Два очень интересных момента от Eurospike GmbH:
A dual-Spike solution for the Navy could potentially be in the cards, with the Spike NLOS allowing for 30 km range currently, and “more in a few years”. There’s also “solutions for even higher ranges”, but the company won’t go into further details as to what those are.
 
Это кто такой быстрый?
ЦАМТО, 18 сентября. Израильская компания Rafael Advanced Defense Systems заключила первый контракт на поставку ПТУР «Спайк-ER2» пятого поколения для оснащения вертолетов неназванного заказчика.
Как сообщает Shephard со ссылкой на директора по маркетингу подразделения «Спайк» в Rafael Гала Папье (Gal Papier), компания рассчитывает, что заказчик разрешит раскрыть детали продажи в ближайшие несколько месяцев. На данный момент представитель Rafael отказался предоставить более подробную информацию о проекте, ссылаясь на условия конфиденциальности соглашения.
Rafael впервые презентовала ПТУР «Спайк-ER2» на выставке MSPO-2018. На тот момент к боеприпасу интерес проявили Сухопутные войска Испании, которые в настоящее время применяют ударные вертолеты «Тайгер» с более старым вариантом ракеты – «Спайк-ER». Румыния также использует версию ER на борту вертолетов «Пума».
По словам Г.Папье, обновление систем двух этих операторов новыми ракетами не представляет труда, так как версия ER2 использует тот же модуль пуска, что и ER.
Кроме того, в настоящее время Rafael ведет переговоры с Польской оружейной группой (PGZ – Polska Grupa Zbrojeniowa) о возможности продажи версии ER2 для оснащения парка боевых вертолетов Ми-24. На данном этапе обсуждаются технические аспекты данного вопроса, испытания пока не проводились.
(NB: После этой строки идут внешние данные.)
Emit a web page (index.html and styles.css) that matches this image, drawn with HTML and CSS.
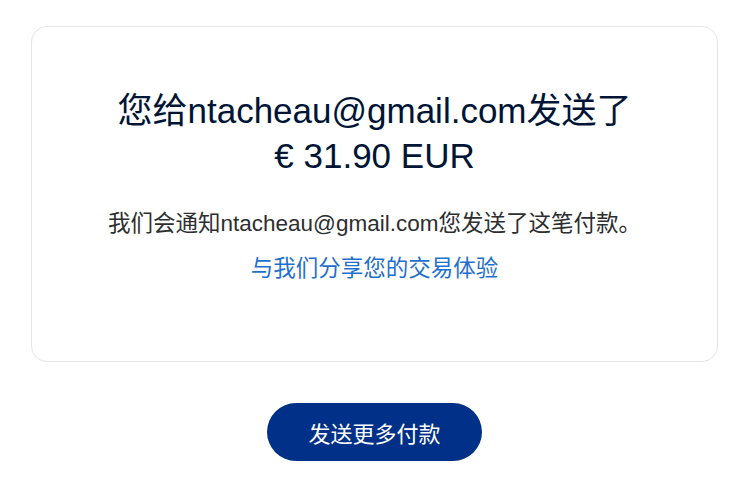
FILE: index.html
```html
<!DOCTYPE html>
<html lang="zh-CN">
<head>
    <meta charset="UTF-8">
    <meta name="viewport" content="width=device-width, initial-scale=1.0">
    <title>付款已发送</title>
    <link rel="stylesheet" href="styles.css">
</head>
<body>
    <div class="page">
        <div class="card">
            <h1 class="title">您给ntacheau@gmail.com发送了<br>€ 31.90 EUR</h1>
            <p class="notice">我们会通知ntacheau@gmail.com您发送了这笔付款。</p>
            <a class="feedback" href="#">与我们分享您的交易体验</a>
        </div>
        <div class="actions">
            <button class="send-more">发送更多付款</button>
        </div>
    </div>
</body>
</html>
```

FILE: styles.css
```css
body {
    margin: 0;
    padding: 0;
    background-color: #fff;
    font-family: "Liberation Sans", "Noto Sans CJK SC", sans-serif;
}
.page {
    margin: 26px 23px 0 31px;
}
.card {
    border: 1px solid #e6e6e6;
    border-radius: 16px;
    height: 336px;
    box-sizing: border-box;
    padding-top: 61px;
    text-align: center;
}
.title {
    margin: 0;
    font-size: 35px;
    line-height: 45px;
    font-weight: normal;
    color: #001435;
}
.notice {
    margin: 31px 0 0;
    font-size: 22.5px;
    line-height: 30px;
    color: #2c2e2f;
}
.feedback {
    display: inline-block;
    margin-top: 15px;
    font-size: 22.5px;
    line-height: 30px;
    color: #1f6fcf;
    text-decoration: none;
}
.actions {
    display: flex;
    justify-content: center;
    margin-top: 41px;
}
.send-more {
    height: 58px;
    padding: 0 41px;
    border: none;
    border-radius: 29px;
    background-color: #003087;
    color: #fff;
    font-family: "Liberation Sans", "Noto Sans CJK SC", sans-serif;
    font-size: 22px;
    cursor: pointer;
}
```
Израильская компания также достигла договоренности с General Dynamics Santa Barbara Sistemas в Испании и производственным центром в Германии из состава консорциума Eurospike, возглавляемого Rheinmetall и Diehl, предусматривающей возможность организации производства версии ER2.
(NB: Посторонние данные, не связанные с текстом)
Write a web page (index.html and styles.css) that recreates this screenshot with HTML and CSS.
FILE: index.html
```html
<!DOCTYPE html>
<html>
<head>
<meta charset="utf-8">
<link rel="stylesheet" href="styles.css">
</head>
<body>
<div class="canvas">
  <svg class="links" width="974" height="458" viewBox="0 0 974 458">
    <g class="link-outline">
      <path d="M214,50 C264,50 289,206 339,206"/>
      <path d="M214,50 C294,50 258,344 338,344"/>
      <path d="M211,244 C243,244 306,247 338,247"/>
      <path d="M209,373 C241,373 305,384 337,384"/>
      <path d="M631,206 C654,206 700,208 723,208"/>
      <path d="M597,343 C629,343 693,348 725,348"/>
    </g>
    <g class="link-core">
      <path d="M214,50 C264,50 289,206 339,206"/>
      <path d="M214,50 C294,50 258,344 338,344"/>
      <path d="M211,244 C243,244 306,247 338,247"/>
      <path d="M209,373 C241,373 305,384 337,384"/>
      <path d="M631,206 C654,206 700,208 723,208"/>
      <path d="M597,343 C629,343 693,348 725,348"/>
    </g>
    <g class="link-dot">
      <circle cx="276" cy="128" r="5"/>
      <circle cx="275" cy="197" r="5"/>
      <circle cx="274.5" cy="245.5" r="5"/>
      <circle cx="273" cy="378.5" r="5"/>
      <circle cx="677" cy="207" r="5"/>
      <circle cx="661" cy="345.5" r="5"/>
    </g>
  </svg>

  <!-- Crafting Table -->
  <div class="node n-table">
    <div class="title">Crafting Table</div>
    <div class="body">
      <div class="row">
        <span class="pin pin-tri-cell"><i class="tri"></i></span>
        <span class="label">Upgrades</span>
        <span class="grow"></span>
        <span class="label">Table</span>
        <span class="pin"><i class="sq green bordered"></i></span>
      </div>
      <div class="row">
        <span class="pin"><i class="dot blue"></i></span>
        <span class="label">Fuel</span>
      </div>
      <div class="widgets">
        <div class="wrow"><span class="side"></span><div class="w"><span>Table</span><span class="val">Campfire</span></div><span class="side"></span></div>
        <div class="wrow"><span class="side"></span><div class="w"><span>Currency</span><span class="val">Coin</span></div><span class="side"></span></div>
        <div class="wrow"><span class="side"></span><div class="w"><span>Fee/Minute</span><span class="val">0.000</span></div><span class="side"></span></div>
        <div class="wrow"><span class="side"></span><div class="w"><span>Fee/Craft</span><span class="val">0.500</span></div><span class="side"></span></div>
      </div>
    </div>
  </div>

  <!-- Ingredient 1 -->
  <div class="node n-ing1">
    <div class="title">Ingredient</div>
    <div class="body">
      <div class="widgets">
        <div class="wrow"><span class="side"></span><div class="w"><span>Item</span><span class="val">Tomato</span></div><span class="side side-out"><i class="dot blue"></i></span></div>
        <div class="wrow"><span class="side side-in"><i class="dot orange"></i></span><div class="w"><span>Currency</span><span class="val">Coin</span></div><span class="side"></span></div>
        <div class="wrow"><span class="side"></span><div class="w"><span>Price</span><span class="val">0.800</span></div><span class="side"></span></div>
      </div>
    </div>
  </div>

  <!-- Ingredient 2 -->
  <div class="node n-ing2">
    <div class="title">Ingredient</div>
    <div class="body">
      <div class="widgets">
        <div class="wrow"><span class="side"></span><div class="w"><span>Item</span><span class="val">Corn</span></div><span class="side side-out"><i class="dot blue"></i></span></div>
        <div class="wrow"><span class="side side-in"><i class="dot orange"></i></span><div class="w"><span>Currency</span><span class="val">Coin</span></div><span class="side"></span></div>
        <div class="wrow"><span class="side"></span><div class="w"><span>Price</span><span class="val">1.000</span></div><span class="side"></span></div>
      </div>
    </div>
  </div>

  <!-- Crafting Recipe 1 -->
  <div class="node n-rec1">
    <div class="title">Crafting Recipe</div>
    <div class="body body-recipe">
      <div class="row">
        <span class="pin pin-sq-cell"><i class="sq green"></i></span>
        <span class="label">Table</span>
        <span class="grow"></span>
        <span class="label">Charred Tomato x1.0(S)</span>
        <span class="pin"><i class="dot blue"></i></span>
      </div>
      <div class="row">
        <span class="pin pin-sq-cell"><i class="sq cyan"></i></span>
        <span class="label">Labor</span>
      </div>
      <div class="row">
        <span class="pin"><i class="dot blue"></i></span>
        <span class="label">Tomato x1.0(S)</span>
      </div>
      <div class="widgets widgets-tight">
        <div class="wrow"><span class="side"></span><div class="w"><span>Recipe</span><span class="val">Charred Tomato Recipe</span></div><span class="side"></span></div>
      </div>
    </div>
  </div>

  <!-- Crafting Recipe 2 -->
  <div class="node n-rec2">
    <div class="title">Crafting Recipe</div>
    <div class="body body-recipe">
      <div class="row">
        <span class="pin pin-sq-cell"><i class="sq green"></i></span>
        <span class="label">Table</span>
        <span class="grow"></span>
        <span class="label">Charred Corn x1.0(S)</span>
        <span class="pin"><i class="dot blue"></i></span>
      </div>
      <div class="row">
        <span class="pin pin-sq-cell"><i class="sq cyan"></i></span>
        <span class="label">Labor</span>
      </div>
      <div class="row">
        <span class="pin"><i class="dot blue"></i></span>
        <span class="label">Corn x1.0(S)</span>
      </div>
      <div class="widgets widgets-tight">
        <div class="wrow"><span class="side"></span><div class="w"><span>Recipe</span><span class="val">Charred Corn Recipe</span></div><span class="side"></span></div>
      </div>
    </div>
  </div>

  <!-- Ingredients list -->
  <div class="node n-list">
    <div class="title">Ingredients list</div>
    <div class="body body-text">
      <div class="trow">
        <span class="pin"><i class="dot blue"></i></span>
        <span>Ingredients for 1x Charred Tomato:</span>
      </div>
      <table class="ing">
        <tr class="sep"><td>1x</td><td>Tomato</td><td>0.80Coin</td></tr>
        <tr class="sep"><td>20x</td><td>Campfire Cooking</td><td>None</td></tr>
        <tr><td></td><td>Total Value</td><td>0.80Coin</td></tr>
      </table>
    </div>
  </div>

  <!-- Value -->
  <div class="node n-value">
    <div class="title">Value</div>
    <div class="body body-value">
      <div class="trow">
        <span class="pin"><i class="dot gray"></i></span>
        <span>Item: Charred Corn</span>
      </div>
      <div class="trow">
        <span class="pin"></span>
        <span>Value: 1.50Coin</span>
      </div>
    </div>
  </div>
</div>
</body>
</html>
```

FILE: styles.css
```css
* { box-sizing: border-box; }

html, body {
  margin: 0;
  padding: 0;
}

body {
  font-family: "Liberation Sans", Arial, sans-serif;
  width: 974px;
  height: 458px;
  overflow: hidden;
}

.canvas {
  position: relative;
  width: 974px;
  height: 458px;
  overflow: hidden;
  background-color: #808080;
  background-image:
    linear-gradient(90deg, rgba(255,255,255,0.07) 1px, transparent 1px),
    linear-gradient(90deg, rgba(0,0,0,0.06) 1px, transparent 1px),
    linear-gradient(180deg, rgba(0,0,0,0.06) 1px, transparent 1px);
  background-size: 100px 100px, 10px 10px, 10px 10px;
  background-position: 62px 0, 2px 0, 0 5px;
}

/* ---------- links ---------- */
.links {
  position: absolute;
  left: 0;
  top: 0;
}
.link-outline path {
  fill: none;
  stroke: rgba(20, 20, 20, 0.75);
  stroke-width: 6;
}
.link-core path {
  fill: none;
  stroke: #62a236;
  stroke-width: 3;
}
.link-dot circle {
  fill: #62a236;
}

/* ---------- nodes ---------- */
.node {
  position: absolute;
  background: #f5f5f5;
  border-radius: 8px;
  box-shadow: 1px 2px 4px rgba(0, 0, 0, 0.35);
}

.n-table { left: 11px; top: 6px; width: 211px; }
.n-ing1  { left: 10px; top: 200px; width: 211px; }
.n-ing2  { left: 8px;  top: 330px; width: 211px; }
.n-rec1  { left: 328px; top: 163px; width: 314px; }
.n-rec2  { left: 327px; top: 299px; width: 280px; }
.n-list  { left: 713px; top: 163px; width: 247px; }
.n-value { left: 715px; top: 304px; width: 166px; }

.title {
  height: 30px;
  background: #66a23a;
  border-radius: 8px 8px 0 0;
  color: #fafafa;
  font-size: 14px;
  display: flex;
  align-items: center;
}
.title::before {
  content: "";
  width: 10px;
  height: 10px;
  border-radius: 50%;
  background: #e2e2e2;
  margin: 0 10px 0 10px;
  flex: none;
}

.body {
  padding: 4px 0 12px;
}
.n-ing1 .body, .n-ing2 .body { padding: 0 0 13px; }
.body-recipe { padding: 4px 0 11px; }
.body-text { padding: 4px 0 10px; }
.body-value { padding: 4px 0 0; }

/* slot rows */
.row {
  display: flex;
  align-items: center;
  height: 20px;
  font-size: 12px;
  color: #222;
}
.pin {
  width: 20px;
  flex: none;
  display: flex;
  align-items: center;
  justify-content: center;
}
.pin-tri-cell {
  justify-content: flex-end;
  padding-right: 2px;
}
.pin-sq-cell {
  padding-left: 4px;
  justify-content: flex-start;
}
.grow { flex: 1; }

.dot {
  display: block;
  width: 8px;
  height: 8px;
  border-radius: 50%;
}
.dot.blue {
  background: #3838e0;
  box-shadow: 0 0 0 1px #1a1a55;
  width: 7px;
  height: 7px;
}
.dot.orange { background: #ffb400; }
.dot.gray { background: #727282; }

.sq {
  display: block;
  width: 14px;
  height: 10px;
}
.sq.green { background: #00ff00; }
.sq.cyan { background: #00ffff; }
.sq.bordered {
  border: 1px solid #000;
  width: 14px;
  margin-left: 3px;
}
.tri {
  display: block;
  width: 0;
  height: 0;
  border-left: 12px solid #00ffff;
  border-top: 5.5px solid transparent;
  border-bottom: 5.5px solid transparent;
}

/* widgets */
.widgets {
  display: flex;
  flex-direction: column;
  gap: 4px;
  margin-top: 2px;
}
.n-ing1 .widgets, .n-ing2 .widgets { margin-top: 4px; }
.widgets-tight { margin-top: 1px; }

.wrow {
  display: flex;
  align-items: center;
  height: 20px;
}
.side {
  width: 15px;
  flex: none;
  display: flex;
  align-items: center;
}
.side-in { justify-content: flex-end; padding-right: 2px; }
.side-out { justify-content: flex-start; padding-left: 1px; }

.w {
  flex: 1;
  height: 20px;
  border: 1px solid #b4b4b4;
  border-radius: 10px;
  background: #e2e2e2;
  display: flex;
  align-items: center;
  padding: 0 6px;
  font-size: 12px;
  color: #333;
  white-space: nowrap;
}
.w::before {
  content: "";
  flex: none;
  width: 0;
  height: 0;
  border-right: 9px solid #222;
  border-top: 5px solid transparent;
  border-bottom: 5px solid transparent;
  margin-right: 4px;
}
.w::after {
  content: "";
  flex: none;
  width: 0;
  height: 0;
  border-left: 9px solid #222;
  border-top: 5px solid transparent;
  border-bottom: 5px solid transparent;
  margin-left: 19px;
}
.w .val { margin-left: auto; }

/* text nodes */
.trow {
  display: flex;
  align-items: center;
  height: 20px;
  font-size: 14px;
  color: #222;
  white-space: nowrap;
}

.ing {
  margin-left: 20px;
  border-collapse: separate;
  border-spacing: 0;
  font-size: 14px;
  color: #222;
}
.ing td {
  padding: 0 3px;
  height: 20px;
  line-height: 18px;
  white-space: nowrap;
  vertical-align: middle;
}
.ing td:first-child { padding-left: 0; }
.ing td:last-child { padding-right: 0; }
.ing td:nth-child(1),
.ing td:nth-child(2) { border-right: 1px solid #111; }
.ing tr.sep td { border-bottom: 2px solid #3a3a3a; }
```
Как сообщал ЦАМТО, пуск ПТУР «Спайк-ER2» может осуществляться из существующих пусковых установок комплекса «Спайк-ER». Дальность поражения цели ракетой увеличена до 10 км при наземном пуске (8 км у «Спайк-ER») и до 16 км при запуске с вертолета. В авиационной версии оптоволоконный кабель в системе наведения заменен радиоканалом.
 
Hamer Gill.jpg

This vehicle seems to be the replacement for the Hamer Orev. Unlike the Hamer Orev, it doesn’t have a mounted launching station in a gun ring. In stead, judging by the vehicle, the crew has to disembark and carry away the missile (Gill aka. Spike) to its launch positions.

Like the Hamer Orev it can accommodate 12 anti- tank rounds, stored in an indigenously developed rack in the trunk, called Kiveret ( (כוורת

In the accompanying picture the Kiveret can be seen with the top shelf opened up.